The emotion IS the opportunity.

Stop Asking. Start Watching.

There’s an unspoken problem with most customer interviews: they’re polite. They’re performative. They’re staged.

“Tell us about your goals.”
“What would make this more useful?”
“On a scale of 1 to 5, how likely are you to recommend…”

And they’re biased.

“Would you like it better if it did…?”

None of that will reveal emotion. None of it will uncover frustration. If you want to find the real opportunity to innovate, solve a problem, or make someone’s life easier, watch them do their work.

Shadow them for an hour (or a day). Ask them to show you, not tell you, how they do the thing.

Then shut up and pay close attention.

The moment of discovery is in the workarounds. The awkward pauses. The sighs of resignation. The browser tab they open instead of yours.

Before you ever get the opportunity to validate an idea, you have to find the idea worth validating. And to do that, you have to uncover the pain points.
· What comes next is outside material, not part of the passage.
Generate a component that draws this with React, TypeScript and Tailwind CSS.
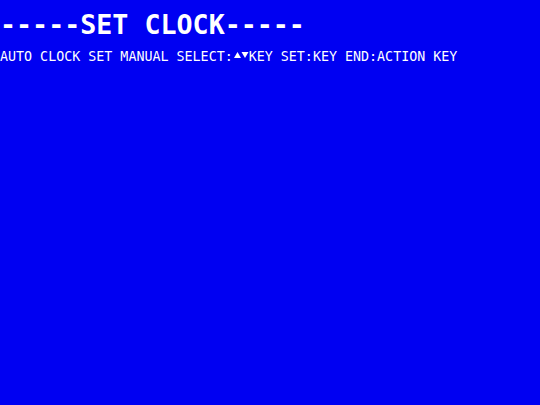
export default function App() {
  return (
    <div className="w-[540px] h-[405px] bg-[#0000f2] text-white font-['DejaVu_Sans_Mono',monospace] overflow-hidden">
      <h1 className="pt-[12px] text-[26.67px] leading-none font-bold whitespace-pre">-----SET CLOCK-----</h1>
      <p className="mt-[11.5px] text-[13.33px] leading-none whitespace-pre flex items-start">
        <span>AUTO CLOCK SET MANUAL SELECT:</span>
        <svg width="16" height="13" viewBox="0 0 16 13" className="shrink-0">
          <polygon points="1,8 4.5,2 8,8" fill="white" />
          <polygon points="8.5,2 15.5,2 12,8" fill="white" />
        </svg>
        <span>KEY SET:KEY END:ACTION KEY</span>
      </p>
    </div>
  );
}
Here’s a couple of my favorite workarounds…

These are the websites I visit all the time to do stupid little tasks that should be easier. Should figma have a character menu built in? Yes (and frankly, they probably do) but I can’t find it. Should I know how to calculate percentages quickly? Yes, but it’s easier when the formula is written in plain english.

That pain is emotional. You’ll see it. You’ll hear it. But only if you’re in the room.

If you’re relying on dashboards and surveys, you’re not getting close enough to your customers.

Opportunity Lives in Friction. Not in Ideas.

Pain is never clean. It’s human. Messy. Frustrated. Slightly embarrassed.